Function			%	#call	Time (secs)
-----------------------------------------------------------
main				100.00	1	25.35
  main1				86.79	1	22.00
  NS_InitXPCOM			13.21	1	 3.35

That is about 15% of startup. Most of it is xpt. Will post more details.

Suresh Duddi (gone)

Assignee

Comment 1

•

25 years ago

Nominating for beta1 for startup performance

Status: NEW → ASSIGNED

Keywords: beta1, perf

Priority: P3 → P1

Target Milestone: M14

Suresh Duddi (gone)

Assignee

Comment 2

•

25 years ago

Function                        %       #call   Time (milsecs)
-----------------------------------------------------------
NS_InitXPCOM			13.21	1	3350
  XPTI_GetInterfaceInfoManager	84.66	1	2835
  nsComponentManagerImpl::Init	8.43	1	 282
  PlatformPrePopulateRegistry	6.64	1	 222
  RegisterGenericFactory	0.07	35	   2

So as we can see, 85% of the init xpcom time is being spent in 
XPTI_GetInterfaceInfoManager.

We need to optmize the heck out of XPTI_InterfaceInfoManager, CompMgr::Init() 
and CompMgr::PrePopulateRegistry()

John Bandhauer

Comment 3

•

25 years ago

dp, Are you saying that you want .xpt loading out of NS_InitXPCOM or that you 
just want it to be faster? The xpt files are going to get loaded before we show 
a window anyway. NS_InitXPCOM is not such a bad place.

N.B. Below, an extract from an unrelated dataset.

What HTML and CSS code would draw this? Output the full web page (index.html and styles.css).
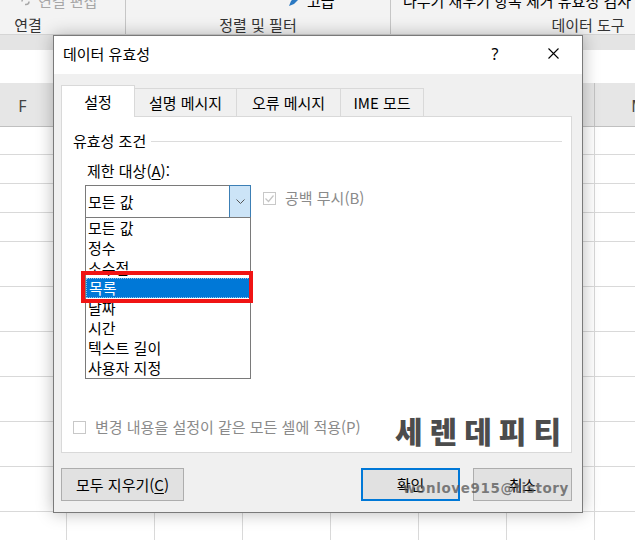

Various people have looked into solutions without finding anything that makes a 
lot of difference. There have been newsgroup threads on the topic.

Some options that come to mind...

1) tune the set of .xpt file to the minimum set needed.
2) link together .xpt files in the package phase into fewer large files.
3) load xpt stuff more incrementally.
4) look for speed problems in the .xpt loading code.

notes:
- There are real platform issues here. sfraser was seeing a lot of cost in 
iterating the directory and stat'ing files looking for .xpt files on Mac.
- Incremental loading schemes would require either prereading the file headers 
to find *where* particular interface info is, or building a manifest(s) ahead of 
time and loading *it*. Without careful tuning of sets of files with sets of 
interfaces that are known to be needed and loaded together there is real danger 
that we'll be spending a lot of time going back again and again to the file 
system - incremental loading could be a net loss.

The real point here is that too much of our info on how to improve this is 
anecdotal. It may be that we can't help it much. I agree that this is a good 
place to do some focused work to get the numbers and evaluate options. I don't 
mind doing some of that myself.

Suresh Duddi (gone)

Assignee

Comment 4

•

25 years ago

I wanted to see if we can improve the performance of XPTI_InterfaceInfoManager.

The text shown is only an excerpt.